Length is the first toll, and it is steep. Each book runs roughly 34 hours, and both could lose a tenth of that without missing anything. The same training cycles get re-described and the combat rules get re-explained past the point of paying for themselves. When those sequences build to a result, the detail is the appeal; when they iterate for their own sake, the middle of each book drags and a stat-forward reader feels the wheels spinning.

Then there is the wait. Three years separated book 1 and book 2, and book 3 has been "2026" with no firm date for a while. This is the loudest complaint the community has, by a distance, and it is fair: starting Stormweaver means buying into a slow drip with two books in hand and no ending in sight. The author posts rough-draft chapters on Patreon between releases, which helps some and frustrates the ones who would rather not be spoiled in pieces. Weigh the schedule before you start.

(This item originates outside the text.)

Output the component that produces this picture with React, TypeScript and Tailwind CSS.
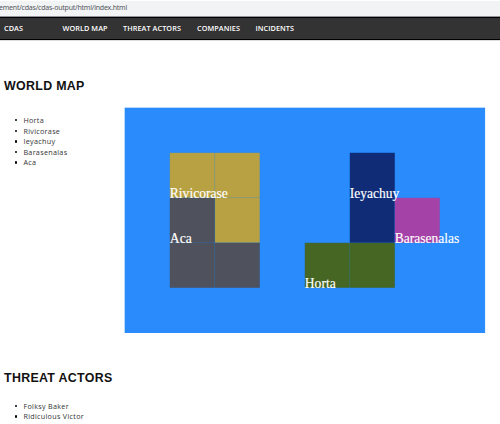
const CELL = 45;

type Region = { name: string; color: string; width: number; label: [number, number]; cells: [number, number][] };

const regions: Region[] = [
  { name: "Rivicorase", color: "#b8a143", width: 58, label: [1, 2], cells: [[1, 1], [2, 1], [2, 2]] },
  { name: "Aca", color: "#4f525c", width: 22, label: [1, 3], cells: [[1, 2], [1, 3], [2, 3]] },
  { name: "Ieyachuy", color: "#112c77", width: 49.5, label: [5, 2], cells: [[5, 1], [5, 2]] },
  { name: "Barasenalas", color: "#a542a8", width: 64.5, label: [6, 3], cells: [[6, 2]] },
  { name: "Horta", color: "#466624", width: 31, label: [4, 4], cells: [[4, 3], [5, 3]] },
];

function WorldMap() {
  return (
    <svg width="362" height="226" viewBox="0 0 362 226" className="block shrink-0">
      <rect x="1.1" y="1.1" width="359.6" height="224.5" fill="#2a8bfc" stroke="#1682fb" strokeWidth="0.8" />
      {regions.map((r) =>
        r.cells.map(([x, y]) => (
          <rect
            key={`${x}-${y}`}
            x={x * CELL + 0.8}
            y={y * CELL + 0.8}
            width={CELL}
            height={CELL}
            fill={r.color}
            stroke="#0878e8"
            strokeWidth="0.8"
            strokeOpacity="0.12"
          />
        )),
      )}
      {regions.map((r) => (
        <text
          key={r.name}
          x={r.label[0] * CELL + 0.8}
          y={r.label[1] * CELL + 0.8}
          textLength={r.width}
          lengthAdjust="spacingAndGlyphs"
          fill="#fff"
          stroke="#fff"
          strokeWidth="0.15"
          className="font-['Liberation_Serif',serif] text-[14px]"
        >
          {r.name}
        </text>
      ))}
    </svg>
  );
}

function Names({ items }: { items: string[] }) {
  return (
    <ul className="pl-[11px] text-[7.2px] leading-[10.6px] tracking-[0.3px] text-[#333]">
      {items.map((n) => (
        <li key={n} className="flex items-center gap-[6px] whitespace-nowrap">
          <span className="size-[2.4px] rounded-full bg-black" />
          {n}
        </li>
      ))}
    </ul>
  );
}

function Heading({ children, className }: { children: string; className: string }) {
  return (
    <h2 className={`font-['Liberation_Sans',sans-serif] text-[12.4px] font-bold leading-4 whitespace-nowrap text-[#111] ${className}`}>
      {children}
    </h2>
  );
}

export default function App() {
  return (
    <div className="h-[424px] w-[500px] overflow-hidden bg-white font-['Open_Sans',sans-serif]">
      <div className="h-[17px] border-t border-b border-t-white border-b-[#92949a] bg-[#f1f3f4] text-[7px] leading-[13px] tracking-[-0.22px] whitespace-nowrap text-[#55585c]">
        <span className="-ml-[1px] font-['Noto_Sans',sans-serif]">ement/cdas/cdas-output/html/index.html</span>
      </div>
      <nav className="flex h-[23px] items-center border-y border-black bg-[#333] pl-1 text-[7.3px] font-semibold tracking-[0.06px] whitespace-nowrap text-white">
        <span className="w-[58.5px]">CDAS</span>
        <span className="w-[60.5px]">WORLD MAP</span>
        <span className="w-[74px]">THREAT ACTORS</span>
        <span className="w-[58.5px]">COMPANIES</span>
        <span>INCIDENTS</span>
      </nav>
      <main className="border-t border-[#ddd] pl-1">
        <Heading className="mt-[37px] tracking-[0.32px]">WORLD MAP</Heading>
        <div className="mt-[13px] flex">
          <div className="w-[120px] shrink-0 pt-[8px]">
            <Names items={["Horta", "Rivicorase", "Ieyachuy", "Barasenalas", "Aca"]} />
          </div>
          <WorldMap />
        </div>
        <Heading className="mt-[37px] tracking-[0.32px]">THREAT ACTORS</Heading>
        <div className="pt-[14.5px]">
          <Names items={["Folksy Baker", "Ridiculous Victor"]} />
        </div>
      </main>
    </div>
  );
}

Book 2 carries two more costs. No clear villain steps up to give the back half a spine, so the stakes lean on tournament drama and an abstract war over a present threat. And the romance subplot in Fire and Song split the community hard, enough that even Will Wight, whose blurb sells the series, knocked it in his own review. If a divisive pairing or a missing villain would sour a long read for you, know it is coming.

The audio is the way in

Luke Daniels narrates both books for Podium Audio, and he is the format I would steer you to first. He keeps the dense spec reads and rank breakdowns listenable, the whole test for a series that lives on its stat sheet, and he holds a wide cadet ensemble apart across roughly 66 hours. If the page-side detail would lose you, the narration carries it better than the run time suggests. Narration earns a 9.

Will Wight's "Cradle meets Ender's Game" blurb sets accurate expectations: the patient, paid-for climb of a cultivation series crossed with a military-academy tournament structure. If you liked Cradle's tournament arcs but wanted an actual numbers system to track, or Arcane Ascension's hard-magic rigor in a sci-fi shell, this lands in that lane.

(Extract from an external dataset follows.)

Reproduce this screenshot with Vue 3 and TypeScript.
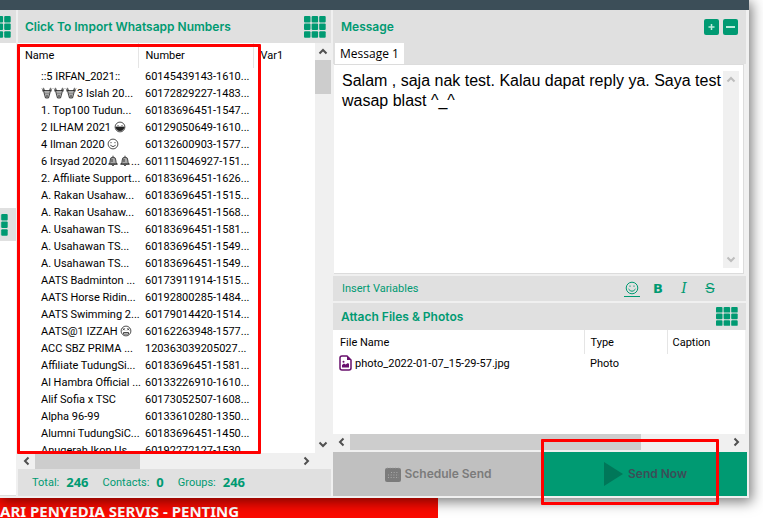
<script setup lang="ts">
import { ref } from 'vue'

type Glyph = 'deer' | 'grin' | 'smile' | 'bell' | 'dizzy'
interface Contact { lead: string; glyphs?: Glyph[]; tail?: string; number: string }

const contacts: Contact[] = [
  { lead: '::5 IRFAN_2021::', number: '60145439143-1610...' },
  { lead: '', glyphs: ['deer', 'deer', 'deer'], tail: '3 Islah 20...', number: '60172829227-1483...' },
  { lead: '1. Top100 Tudun...', number: '60183696451-1547...' },
  { lead: '2 ILHAM 2021 ', glyphs: ['grin'], number: '60129050649-1610...' },
  { lead: '4 Ilman 2020 ', glyphs: ['smile'], number: '60132600903-1577...' },
  { lead: '6 Irsyad 2020', glyphs: ['bell', 'bell'], tail: '...', number: '601115046927-151...' },
  { lead: '2. Affiliate Support...', number: '60183696451-1626...' },
  { lead: 'A. Rakan Usahaw...', number: '60183696451-1515...' },
  { lead: 'A. Rakan Usahaw...', number: '60183696451-1568...' },
  { lead: 'A. Usahawan TS...', number: '60183696451-1581...' },
  { lead: 'A. Usahawan TS...', number: '60183696451-1549...' },
  { lead: 'A. Usahawan TS...', number: '60183696451-1549...' },
  { lead: 'AATS Badminton ...', number: '60173911914-1515...' },
  { lead: 'AATS Horse Ridin...', number: '60192800285-1484...' },
  { lead: 'AATS Swimming 2...', number: '60179014420-1514...' },
  { lead: 'AATS@1 IZZAH ', glyphs: ['dizzy'], number: '60162263948-1577...' },
  { lead: 'ACC SBZ PRIMA ...', number: '120363039205027...' },
  { lead: 'Affiliate TudungSi...', number: '60183696451-1581...' },
  { lead: 'Al Hambra Official ...', number: '60133226910-1610...' },
  { lead: 'Alif Sofia x TSC', number: '60173052507-1608...' },
  { lead: 'Alpha 96-99', number: '60133610280-1350...' },
  { lead: 'Alumni TudungSiC...', number: '60183696451-1450...' },
  { lead: 'Anugerah Ikon Us...', number: '60192272127-1530...' },
]
const message = ref('Salam , saja nak test. Kalau dapat reply ya. Saya test wasap blast ^_^')
const cells = [0, 1, 2, 3, 4, 5, 6, 7, 8]
</script>

<template>
  <div class="page">
    <main class="window">
      <div class="titlebar"></div>
      <div class="panes">
        <aside class="side">
          <div class="side-head">
            <svg class="grid-icon" viewBox="0 0 22 22"><rect v-for="c in cells" :key="c" :x="(c % 3) * 7.6" :y="Math.floor(c / 3) * 7.6" width="6.5" height="6.5" rx="1" /></svg>
          </div>
          <div class="side-list"></div>
          <div class="side-head">
            <svg class="grid-icon small" viewBox="0 0 22 22"><rect v-for="c in cells" :key="c" :x="(c % 3) * 7.6" :y="Math.floor(c / 3) * 7.6" width="6.5" height="6.5" rx="1" /></svg>
          </div>
          <div class="side-list tall"></div>
        </aside>

        <section class="import">
          <header class="head">
            <h2>Click To Import Whatsapp Numbers</h2>
            <button class="icon-btn" type="button" aria-label="Import options">
              <svg class="grid-icon" viewBox="0 0 22 22"><rect v-for="c in cells" :key="c" :x="(c % 3) * 7.6" :y="Math.floor(c / 3) * 7.6" width="6.5" height="6.5" rx="1" /></svg>
            </button>
          </header>
          <div class="list-area">
            <div class="list-clip">
              <table class="contacts">
                <thead>
                  <tr><th class="c-name">Name</th><th class="c-number">Number</th><th>Var1</th></tr>
                </thead>
                <tbody>
                  <tr v-for="(row, i) in contacts" :key="i">
                    <td class="c-name">{{ row.lead }}<svg v-for="(g, k) in row.glyphs" :key="k" class="emoji" viewBox="0 0 12 12">
                        <g v-if="g === 'deer'">
                          <path d="M1 1.5q1 2 3 2M11 1.5q-1 2-3 2M2.5.8l.7 2.3M9.500.8l-.7 2.3M1 3.800h3M11 3.800H8" />
                          <path class="shade" d="M2.500 3.500h7l-1.200 5L7.500 11h-3l-.8-2.500z" />
                          <path d="M5 6v.5M7 6v.5M5 9h2" />
                        </g>
                        <g v-else-if="g === 'bell'">
                          <path class="shade" d="M2 9q1.200-1.200 1.200-4a2.800 2.800 0 0 1 5.600 0q0 2.800 1.200 4z" />
                          <path d="M6 .7v1.500M1.200 9.200h9.600M4.800 9.500q1.200 3 2.400 0M5 4v3" />
                        </g>
                        <g v-else>
                          <circle cx="6" cy="6" r="4.900" />
                          <path v-if="g !== 'dizzy'" d="M4 4v1.200M8 4v1.200" />
                          <path v-if="g === 'grin'" class="ink" d="M1.800 6h8.400Q9.500 9.800 6 9.800T1.800 6z" />
                          <path v-else-if="g === 'smile'" d="M3.300 7.200q2.700 3 5.400 0" />
                          <path v-else d="M2.800 3.300l2 2M4.800 3.300l-2 2M7.200 3.300l2 2M9.200 3.300l-2 2M3.500 7.500h5v1.600h-5z" />
                        </g>
                      </svg>{{ row.tail }}</td>
                    <td class="c-number">{{ row.number }}</td>
                    <td></td>
                  </tr>
                </tbody>
              </table>
            </div>
            <div class="vbar">
              <svg class="arrow" viewBox="0 0 16 16"><path d="M4.500 10L8 6.500l3.500 3.500" /></svg>
              <div class="thumb"></div>
              <svg class="arrow" viewBox="0 0 16 16"><path d="M4.500 6L8 9.500 11.500 6" /></svg>
            </div>
            <div class="callout list-callout"></div>
          </div>
          <div class="hbar">
            <svg class="arrow" viewBox="0 0 16 16"><path d="M10 4.500L6.500 8l3.500 3.500" /></svg>
            <div class="thumb"></div>
            <svg class="arrow end" viewBox="0 0 16 16"><path d="M6 4.500L9.500 8 6 11.500" /></svg>
          </div>
          <footer class="totals">
            <span>Total: <b>246</b></span><span>Contacts: <b>0</b></span><span>Groups: <b>246</b></span>
          </footer>
        </section>

        <section class="compose">
          <header class="head">
            <h2>Message</h2>
            <div class="adders">
              <button type="button" aria-label="Add message"><svg viewBox="0 0 15 16"><path d="M7.500 5v6M4.500 8h6" /></svg></button>
              <button type="button" aria-label="Remove message"><svg viewBox="0 0 15 16"><path class="thick" d="M3 8h9" /></svg></button>
            </div>
          </header>
          <div class="tabs"><button class="tab" type="button">Message 1</button></div>
          <div class="editor">
            <textarea v-model="message" aria-label="Message 1" spellcheck="false"></textarea>
            <div class="vbar faint">
              <svg class="arrow" viewBox="0 0 16 16"><path d="M4.500 10L8 6.500l3.500 3.500" /></svg>
              <svg class="arrow" viewBox="0 0 16 16"><path d="M4.500 6L8 9.500 11.500 6" /></svg>
            </div>
          </div>
          <div class="toolbar">
            <a class="insert" href="#">Insert Variables</a>
            <div class="formats">
              <button class="face" type="button" aria-label="Emoji">
                <svg viewBox="0 0 14 14"><circle cx="7" cy="7" r="5.800" /><path d="M5 4.500v1.300M9 4.500v1.300M3.500 8q3.500 4.500 7 0" /></svg>
              </button>
              <button class="bold" type="button">B</button>
              <button class="italic" type="button">I</button>
              <button class="strike" type="button">S</button>
            </div>
          </div>
          <header class="head attach">
            <h2>Attach Files &amp; Photos</h2>
            <button class="icon-btn" type="button" aria-label="Attach options">
              <svg class="grid-icon short" preserveAspectRatio="none" viewBox="0 0 22 22"><rect v-for="c in cells" :key="c" :x="(c % 3) * 7.6" :y="Math.floor(c / 3) * 7.6" width="6.5" height="6.5" rx="1" /></svg>
            </button>
          </header>
          <div class="files-area">
            <table class="files">
              <thead><tr><th class="f-name">File Name</th><th class="f-type">Type</th><th>Caption</th></tr></thead>
              <tbody>
                <tr>
                  <td class="f-name"><div class="file">
                    <svg viewBox="0 0 13 16"><path d="M3 1h5l4 4v8q0 2-2 2H3q-2 0-2-2V3q0-2 2-2z" /><path class="fill" d="M8 1v4h4zM3 12.500V10l2-1.500 1.500 1L9 8l1 1v3.500z" /><circle class="fill" cx="4.500" cy="6.800" r="1" /></svg>
                    <span>photo_2022-01-07_15-29-57.jpg</span></div></td>
                  <td class="f-type">Photo</td><td></td>
                </tr>
              </tbody>
            </table>
          </div>
          <div class="hbar files-bar">
            <svg class="arrow" viewBox="0 0 16 16"><path d="M10 4.500L6.500 8l3.500 3.500" /></svg>
            <div class="thumb"></div>
            <svg class="arrow end" viewBox="0 0 16 16"><path d="M6 4.500L9.500 8 6 11.500" /></svg>
          </div>
          <div class="actions">
            <button class="schedule" type="button">
              <svg viewBox="0 0 16 15"><path d="M2 1h12q2 0 2 2v10q0 2-2 2H2q-2 0-2-2V3q0-2 2-2z" /><path class="dots" d="M2 .8h12M6 5.500h8M3 8h11M3 10.500h11" /></svg>
              <span>Schedule Send</span>
            </button>
            <div class="send-wrap">
              <button class="send" type="button">
                <svg viewBox="0 0 19 24"><path d="M0 0l19 12L0 24z" /></svg>
                <span>Send Now</span>
              </button>
              <div class="callout send-callout"></div>
            </div>
          </div>
        </section>
      </div>
    </main>
    <div class="banner">ARI PENYEDIA SERVIS - PENTING</div>
  </div>
</template>

<style>
body { background: #fff; }
</style>

<style scoped>
* { box-sizing: border-box; }
.page { height: 100vh; display: flex; flex-direction: column; overflow: hidden; background: #fff; color: #000; font: 11px/17px Roboto, "Liberation Sans", sans-serif; }
button { margin: 0; padding: 0; border: 0; background: none; font: inherit; color: inherit; }
h2 { margin: 0; font: 600 12px/16px Inter, "Liberation Sans", sans-serif; color: #009a72; }
table { border-collapse: collapse; table-layout: fixed; width: 100%; }
th, td { padding: 0; text-align: left; font-weight: normal; white-space: nowrap; }
.window { flex: 1; min-height: 0; margin-right: 14px; display: flex; flex-direction: column; background: #f0f0f0; box-shadow: 2px 3px 12px 1px rgba(0, 0, 0, .5); position: relative; z-index: 1; }
.titlebar { height: 10px; background: #3c4e58; }
.panes { flex: 1; min-height: 0; display: flex; gap: 2px; padding-bottom: 2px; }
.side { width: 16px; display: flex; flex-direction: column; }
.side-head { height: 33px; background: #e0e0e0; display: flex; align-items: center; justify-content: flex-end; padding-right: 5px; overflow: hidden; }
.side-list { height: 165px; background: #fff; }
.side-list.tall { flex: 1; height: auto; border-bottom: 1px solid #ddd; }
.grid-icon { width: 22px; height: 22px; flex: none; fill: #009a72; display: block; }
.side-head .small { margin-right: 3px; }
.grid-icon.short { height: 19px; }
.import { width: 313px; display: flex; flex-direction: column; }
.head { height: 33px; display: flex; align-items: center; justify-content: space-between; background: #e0e0e0; padding: 0 5px 0 7px; }
.list-area { flex: 1; min-height: 0; display: flex; position: relative; background: #fff; }
.list-clip { flex: 1; min-width: 0; overflow: hidden; }
.contacts th { height: 25px; border-right: 1px solid #e5e5e5; padding-left: 7px; }
.contacts td { height: 17px; padding-left: 7px; }
.contacts .c-name { width: 120px; }
.contacts .c-number { width: 115px; }
.contacts td.c-name { padding-left: 23px; white-space: pre; }
.contacts th:last-child { border: 0; }
.emoji { width: 12px; height: 12px; vertical-align: -2px; fill: none; stroke: #222; stroke-width: .8; }
.emoji .shade { fill: #aaa; }
.emoji .ink { fill: #222; }
.vbar { width: 16px; background: #f0f0f0; display: flex; flex-direction: column; }
.vbar .arrow:last-child { margin-top: auto; }
.vbar .thumb { height: 34px; background: #cdcdcd; }
.arrow { width: 16px; height: 17px; flex: none; fill: none; stroke: #505050; stroke-width: 2; display: block; }
.hbar { height: 16px; background: #f0f0f0; display: flex; }
.hbar .thumb { width: 105px; background: #cdcdcd; }
.hbar .arrow { width: 17px; height: 16px; }
.hbar .end { margin-left: auto; }
.import .end { margin-right: 16px; }
.totals { height: 27px; background: #e0e0e0; display: flex; align-items: center; gap: 14px; padding-left: 14px; color: #009a72; }
.totals span { display: flex; gap: 7px; }
.totals b { font: bold 13px/17px "Noto Sans", sans-serif; }
.callout { position: absolute; border: 3px solid #f00; border-radius: 1px; pointer-events: none; }
.list-callout { left: -1px; top: 1px; bottom: -1px; width: 244px; }
.compose { flex: 1; min-width: 0; display: flex; flex-direction: column; }
.compose .head { padding: 0 8px; margin-right: 3px; }
.adders { display: flex; gap: 4px; }
.adders button { width: 15px; height: 16px; border-radius: 2px; background: #009a72; }
.adders svg { display: block; width: 15px; height: 16px; fill: none; stroke: #bcebdc; stroke-width: 1.5; }
.adders .thick { stroke-width: 2; }
.tabs { height: 21px; background: #e0e0e0; padding-left: 2px; margin-right: 3px; }
.tab { width: 69px; height: 21px; background: #fff; font: 12px/20px "Open Sans", "Noto Sans", sans-serif; }
.editor { flex: 1; min-height: 0; display: flex; background: #fff; margin: 0 5px 2px 1px; border: 1px solid #dcdcdc; border-left-width: 0; padding: 6px 4px 5px 0; }
textarea { flex: 1; min-width: 0; border: 0; outline: 0; resize: none; overflow: hidden; padding: 0 0 0 8px; font: 16px/20px "Liberation Sans", Arial, sans-serif; color: #000; background: #fff; }
.faint .arrow { stroke: #bdbdbd; }
.toolbar { height: 25px; display: flex; align-items: center; justify-content: space-between; background: #e0e0e0; margin: 0 3px 2px 0; padding: 0 28px 0 9px; color: #009a72; }
.insert { color: inherit; text-decoration: none; }
.formats { display: flex; align-items: center; gap: 10px; }
.formats button { width: 16px; height: 17px; text-align: center; }
.formats .face { border-bottom: 1px solid #009a72; }
.face svg { width: 14px; height: 14px; display: block; margin: 0 auto; fill: none; stroke: #009a72; }
.formats .bold { font: bold 13px/17px "DejaVu Sans", sans-serif; }
.formats .italic { font: italic 14px/17px "DejaVu Serif", serif; }
.formats .strike { font: 14px/17px "Liberation Sans", sans-serif; text-decoration: line-through; }
.compose .attach { height: 27px; }
.files-area { height: 104px; background: #fff; margin-right: 4px; }
.files th { height: 24px; border-right: 1px solid #e5e5e5; padding-left: 7px; }
.files th:last-child { border: 0; padding-left: 5px; }
.files td { padding-left: 7px; height: 18px; }
.files .f-name { width: 251px; }
.files .f-type { width: 83px; padding-left: 6px; }
.file { display: flex; align-items: center; gap: 3px; margin-left: -1px; }
.file svg { width: 13px; height: 16px; fill: none; stroke: #68106c; stroke-width: 1.5; }
.file .fill { fill: #68106c; stroke: none; }
.files-bar { height: 16px; margin: 0 4px 2px 0; }
.files-bar .thumb { width: 291px; }
.actions { height: 44px; display: flex; padding-right: 2px; }
.actions button { display: flex; align-items: center; justify-content: center; height: 44px; font: 600 12px/16px Inter, sans-serif; }
.schedule { flex: 52; background: #c0c0c0; color: #7b7b7b; gap: 3px; }
.schedule svg { width: 16px; height: 15px; fill: #7b7b7b; }
.schedule .dots { fill: none; stroke: #aaa; stroke-dasharray: 1 1.700; }
.send-wrap { flex: 50; position: relative; display: flex; }
.send { flex: 1; background: #009a72; color: #3c4e58; gap: 5px; }
.send svg { width: 19px; height: 24px; fill: #007759; }
.send-callout { left: -3px; top: -13px; right: 28px; bottom: -9px; }
.banner { width: 438px; height: 20px; overflow: hidden; background: #fa0a00; color: #fff; font: bold 15px/26px "Noto Sans", sans-serif; white-space: nowrap; }
</style>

Where to read or listen: Kindle and Kindle Unlimited for the ebooks, and the Luke Daniels narration on Audible and Apple Books through Podium Audio.

A quick word on the rest of the scores. Story sits at 7, an escalating underdog arc that delivers but pads its run time and runs short on a present antagonist. Characters land at 7, lifted by Rei's climb and the found-group, held back by the personality wobble and the book-2 romance. Prose is a clean, working 7. If you want a sci-fi power system you can actually theorycraft, and you can stomach a slow release and a long page count, Reidon's climb is worth the hours.